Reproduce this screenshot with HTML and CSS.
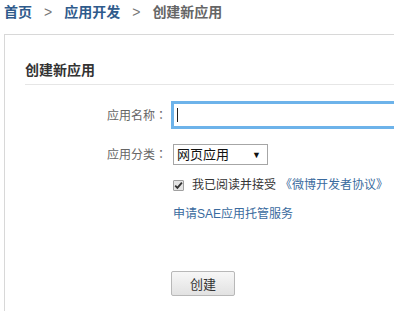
FILE: index.html
```html
<!DOCTYPE html>
<html>
<head>
    <meta charset="utf-8">
    <link rel="stylesheet" href="styles.css">
</head>
<body>
    <div class="crumbs">
        <a href="#">首页</a>
        <span class="sep">&gt;</span>
        <a href="#">应用开发</a>
        <span class="sep">&gt;</span>
        <span class="current">创建新应用</span>
    </div>

    <div class="panel">
        <h2 class="panel-title">创建新应用</h2>

        <div class="form">
            <div class="row">
                <label class="label">应用名称<span class="colon">：</span></label>
                <div class="field"><span class="caret"></span></div>
            </div>
            <div class="row row-select">
                <label class="label">应用分类<span class="colon">：</span></label>
                <div class="select">
                    <span>网页应用</span>
                    <span class="arrow">&#9660;</span>
                </div>
            </div>
            <div class="row row-check">
                <span class="label"></span>
                <span class="check">
                    <svg width="9" height="9" viewBox="0 0 9 9"><path d="M1.2 4.6 L3.4 6.9 L7.9 1.6" fill="none" stroke="#333" stroke-width="1.8"/></svg>
                </span>
                <span class="agree">我已阅读并接受</span>
                <a href="#" class="link link-doc">《微博开发者协议》</a>
            </div>
            <div class="row row-sae">
                <span class="label"></span>
                <a href="#" class="link">申请SAE应用托管服务</a>
            </div>
            <div class="row row-btn">
                <span class="label"></span>
                <button class="btn">创建</button>
            </div>
        </div>
    </div>
</body>
</html>
```

FILE: styles.css
```css
html,
body {
    margin: 0;
    height: 100%;
    overflow: hidden;
    background: #fff;
    font-family: "Liberation Sans", "Noto Sans CJK SC", sans-serif;
}

a {
    text-decoration: none;
}

.crumbs {
    height: 24px;
    line-height: 24px;
    padding-left: 4px;
    margin-bottom: 10px;
    font-size: 14px;
    font-weight: bold;
    display: flex;
}
.crumbs a {
    color: #2f5b8c;
}
.crumbs .sep {
    color: #777;
    font-weight: normal;
    margin: 0 12px 0 12px;
}
.crumbs .current {
    color: #666;
}

.panel {
    margin-left: 4px;
    border-top: 1px solid #d8d8d8;
    border-left: 1px solid #d8d8d8;
    height: calc(100vh - 35px);
    overflow: hidden;
}

.panel-title {
    margin: 0 0 0 20px;
    padding: 25px 0 4px 0;
    font-size: 14px;
    line-height: 20px;
    color: #333;
    border-bottom: 1px solid #e6e6e6;
}

.form {
    margin-top: 16px;
    display: flex;
    flex-direction: column;
}

.row {
    display: flex;
    align-items: center;
    font-size: 12px;
    line-height: 20px;
}
.label {
    width: 162px;
    flex: none;
    text-align: right;
    color: #666;
    margin-right: 4px;
}
.colon {
    font-family: "Noto Sans CJK TC", sans-serif;
}

.field {
    flex: none;
    width: 240px;
    height: 22px;
    border: 3px solid #6db3ea;
    display: flex;
    align-items: center;
    padding-left: 3px;
}
.caret {
    width: 1px;
    height: 14px;
    background: #222;
}

.row-select {
    margin-top: 15px;
}
.select {
    margin-left: 2px;
    width: 90px;
    height: 19px;
    border: 1px solid #a6a6a6;
    display: flex;
    align-items: center;
    justify-content: space-between;
    padding: 0 0 0 3px;
    font-size: 13px;
    color: #111;
}
.select .arrow {
    font-size: 9px;
    margin-right: 6px;
    color: #111;
}

.row-check {
    margin-top: 10px;
}
.check {
    margin-left: 2px;
    width: 9px;
    height: 9px;
    border: 1px solid #a0a0a0;
    background: #e4e4e4;
    border-radius: 1px;
    display: flex;
}
.agree {
    margin-left: 8px;
    color: #333;
}
.link {
    color: #3a6b9e;
}
.link-doc {
    margin-left: 4px;
}

.row-sae {
    margin-top: 9px;
}
.row-sae .link {
    margin-left: 2px;
}

.row-btn {
    margin-top: 47px;
}
.btn {
    width: 64px;
    height: 25px;
    border: 1px solid #b8b8b8;
    border-radius: 2px;
    background: linear-gradient(#f7f7f7, #e2e2e2);
    font-family: "Liberation Sans", "Noto Sans CJK SC", sans-serif;
    font-size: 13px;
    color: #333;
    padding: 0;
}
```
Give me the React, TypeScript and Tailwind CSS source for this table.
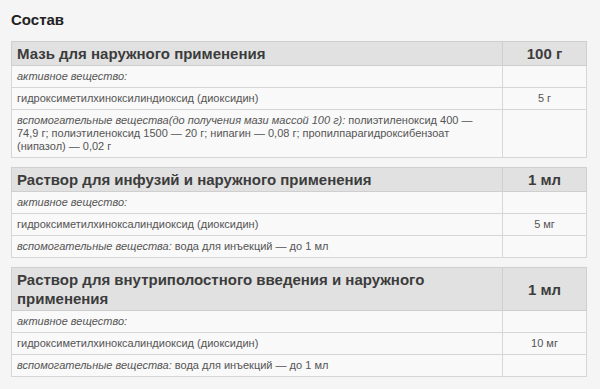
import React from 'react'

interface Row {
  label: React.ReactNode
  value?: string
}

interface Block {
  title: string
  unit: string
  rows: Row[]
}

const blocks: Block[] = [
  {
    title: 'Мазь для наружного применения',
    unit: '100 г',
    rows: [
      { label: <i>активное вещество:</i> },
      { label: 'гидроксиметилхиноксилиндиоксид (диоксидин)', value: '5 г' },
      {
        label: (
          <>
            <i>вспомогательные вещества(до получения мази массой 100 г):</i> полиэтиленоксид 400 —
            74,9 г; полиэтиленоксид 1500 — 20 г; нипагин — 0,08 г; пропилпарагидроксибензоат
            (нипазол) — 0,02 г
          </>
        ),
      },
    ],
  },
  {
    title: 'Раствор для инфузий и наружного применения',
    unit: '1 мл',
    rows: [
      { label: <i>активное вещество:</i> },
      { label: 'гидроксиметилхиноксалиндиоксид (диоксидин)', value: '5 мг' },
      {
        label: (
          <>
            <i>вспомогательные вещества:</i> вода для инъекций — до 1 мл
          </>
        ),
      },
    ],
  },
  {
    title: 'Раствор для внутриполостного введения и наружного применения',
    unit: '1 мл',
    rows: [
      { label: <i>активное вещество:</i> },
      { label: 'гидроксиметилхиноксалиндиоксид (диоксидин)', value: '10 мг' },
      {
        label: (
          <>
            <i>вспомогательные вещества:</i> вода для инъекций — до 1 мл
          </>
        ),
      },
    ],
  },
]

const CompositionTable = ({ block }: { block: Block }) => (
  <table className="mb-[9px] w-[576px] table-fixed border-collapse">
    <colgroup>
      <col className="w-[491px]" />
      <col />
    </colgroup>
    <thead>
      <tr className="bg-[#e1e1e1]">
        <th className="border border-[#cfcfcf] px-[5px] py-[2px] text-left text-[15px] font-bold leading-[19px] text-[#3c3c3c]">
          {block.title}
        </th>
        <th className="border border-[#cfcfcf] px-[5px] py-[2px] text-center text-[15px] font-bold leading-[19px] text-[#3c3c3c]">
          {block.unit}
        </th>
      </tr>
    </thead>
    <tbody>
      {block.rows.map((row, i) => (
        <tr key={i} className="bg-[#f9f9f9]">
          <td className="border border-[#d6d6d6] py-[4px] pl-[5px] pr-[12px] align-top text-[11px] leading-[13px] text-[#555]">
            {row.label}
          </td>
          <td className="border border-[#d6d6d6] px-[5px] py-[4px] text-center align-middle text-[11px] leading-[13px] text-[#555]">
            {row.value}
          </td>
        </tr>
      ))}
    </tbody>
  </table>
)

const App = () => {
  return (
    <div
      className="h-[389px] w-[600px] bg-[#f5f5f5] pl-[11px] pt-[11px]"
      style={{ fontFamily: '"Liberation Sans", Arial, sans-serif' }}
    >
      <h2 className="mb-[12px] text-[15px] font-bold leading-[18px] text-[#222]">Состав</h2>
      {blocks.map((b) => (
        <CompositionTable key={b.title} block={b} />
      ))}
    </div>
  )
}

export default App
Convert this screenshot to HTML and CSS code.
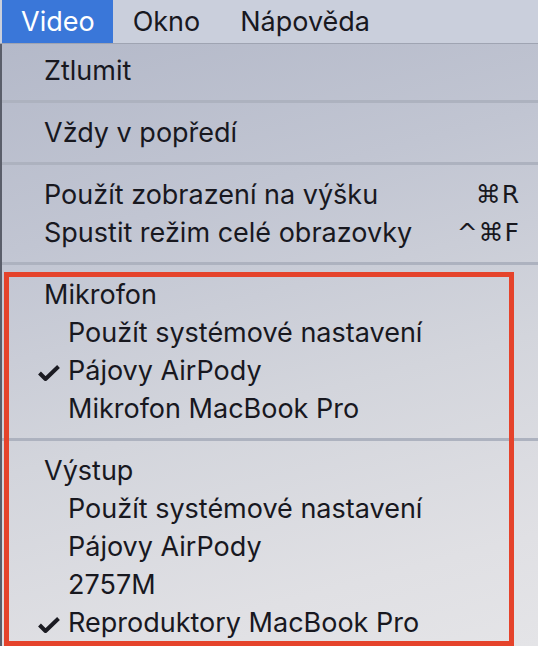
FILE: index.html
```html
<!DOCTYPE html>
<html lang="cs">
<head>
<meta charset="UTF-8">
<meta name="viewport" content="width=device-width, initial-scale=1.0">
<title>Video menu</title>
<link rel="stylesheet" href="styles.css">
</head>
<body>

<header class="menubar">
    <span class="mb-item active">Video</span>
    <span class="mb-item">Okno</span>
    <span class="mb-item">Nápověda</span>
</header>

<div class="menu">
    <div class="item">Ztlumit</div>
    <div class="sep"></div>
    <div class="item">Vždy v popředí</div>
    <div class="sep"></div>
    <div class="item"><span>Použít zobrazení na výšku</span><span class="key">⌘R</span></div>
    <div class="item"><span>Spustit režim celé obrazovky</span><span class="key">^⌘F</span></div>
    <div class="sep"></div>

    <!-- the highlighted audio part -->
    <div class="highlight">
        <div class="item group">Mikrofon</div>
        <div class="item sub">Použít systémové nastavení</div>
        <div class="item sub"><span class="check"><svg width="22" height="16" viewBox="0 0 22 16"><path d="M1.5 8 L7.5 14 L20.5 1.5" fill="none" stroke="#1b1b22" stroke-width="4" stroke-linejoin="round"/></svg></span>Pájovy AirPody</div>
        <div class="item sub">Mikrofon MacBook Pro</div>
        <div class="sep wide"></div>
        <div class="item group">Výstup</div>
        <div class="item sub">Použít systémové nastavení</div>
        <div class="item sub">Pájovy AirPody</div>
        <div class="item sub">2757M</div>
        <div class="item sub"><span class="check"><svg width="22" height="16" viewBox="0 0 22 16"><path d="M1.5 8 L7.5 14 L20.5 1.5" fill="none" stroke="#1b1b22" stroke-width="4" stroke-linejoin="round"/></svg></span>Reproduktory MacBook Pro</div>
    </div>
</div>

</body>
</html>
```

FILE: styles.css
```css
html, body {
    margin: 0;
    padding: 0;
    width: 538px;
    height: 646px;
    overflow: hidden;
    font-family: Inter, "Noto Sans", sans-serif;
    font-size: 27px;
    color: #18181f;
    background: #d9dae0;
}
.menubar {
    display: flex;
    height: 43px;
    padding-left: 2px;
    background: #cacfdc;
    border-bottom: 1px solid #9fa4b2;
}
.mb-item {
    line-height: 43px;
    padding: 0 20px;
}
.mb-item.active {
    background: #3a77d9;
    color: #fff;
    padding: 0 18px 0 19px;
}
.menu {
    height: 602px;
    padding-top: 8px;
    box-sizing: border-box;
    border-left: 2px solid #5a5e6a;
    overflow: hidden;
    background: linear-gradient(165deg, #b4b9c9 0%, #c1c5d2 28%, #d3d5dc 58%, #e0e0e4 85%, #e4e4e7 100%);
}
.item {
    display: flex;
    justify-content: space-between;
    height: 38px;
    line-height: 38px;
    padding: 0 18px 0 42px;
    white-space: nowrap;
}
.key {
    font-family: "DejaVu Sans", Inter, sans-serif;
    font-size: 25px;
    letter-spacing: 1px;
}
.sep {
    height: 3px;
    margin: 10px 0 11px;
    background: #adb2bf;
}
.highlight {
    width: 510px;
    margin: -4px 0 0 2px;
    padding: 4px;
    box-sizing: border-box;
    outline: 5px solid #e5432b;
    outline-offset: -5px;
}
.highlight .item {
    padding-left: 36px;
    justify-content: flex-start;
}
.highlight .item.sub {
    padding-left: 60px;
}
.highlight .sep.wide {
    margin-left: -6px;
    margin-right: -40px;
}
.check {
    display: inline-block;
    width: 30px;
    margin-left: -30px;
}
.check svg {
    vertical-align: -1px;
}
```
▬▬▬
Goal
Scan the entries above and work out how many lines include the word "this"; the reply is that number alone.

Answer to the task
3